It's important to realize that from a practical perspective it's rather hard for an indie/hobby developer to put together a game that will be popular enough to even garner enough players to achieve a theoretical peak concurrency high enough to be considered "massive." But the techniques can still be educational to research.

There are two major classifications of things you can do:

  • Be aggressive about sending only the minimal amount of data to the minimal set of clients that need it.
  • Design a game that doesn't give players incentive to clump up too much, helping you keep the "set of clients that need" things small in general.

The second one is really a game design and social manipulation problem -- it's especially tricky because multiplayer games are naturally social, that's part of their appeal, so you don't want to discourage clusters of players too much. On the other hand, a game where everybody in the world is spawn-camping the one guy who drops the best loot in the game is going to be hard to scale.

For the first option you could consider doing tiered messaging -- there are some things about other players that are always important to know, such as positions.

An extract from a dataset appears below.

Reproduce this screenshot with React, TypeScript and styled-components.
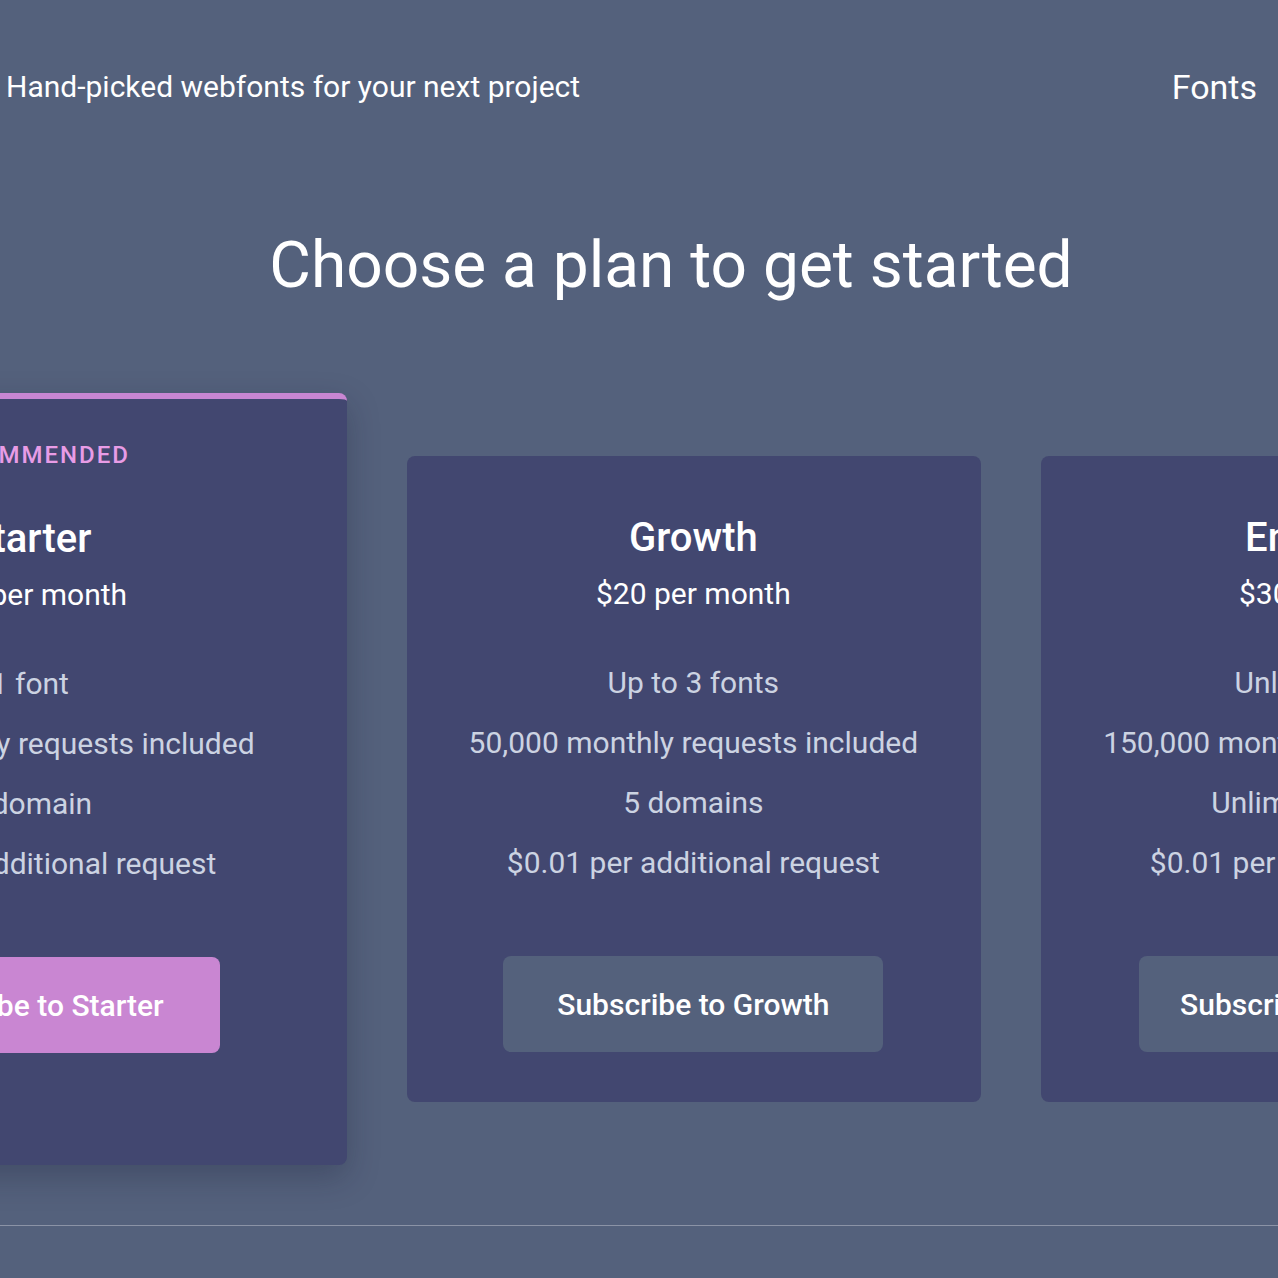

But other things, such as health, may not be as important for objects that the current player cannot see yet, so you gate what you send to that player based on the relative distance of all other entities in his vicinity -- this is essentially throttling the data you send, as you mentioned in the last bit of your question, as well as filtering it.

Very large scale multiplayer architectures will also buffer reports that don't need to have immediate action taken on them. Character save messages sent to the server can be done in deltas, with full updates only at critical points, and these updates can be buffered up on a throttling server so that they are send to the server that actually holds the character data in a steady, periodic fashion -- as your player base scales, you have to worry about optimizing disk IO as well as network traffic. You don't want to cause your character database to thrash.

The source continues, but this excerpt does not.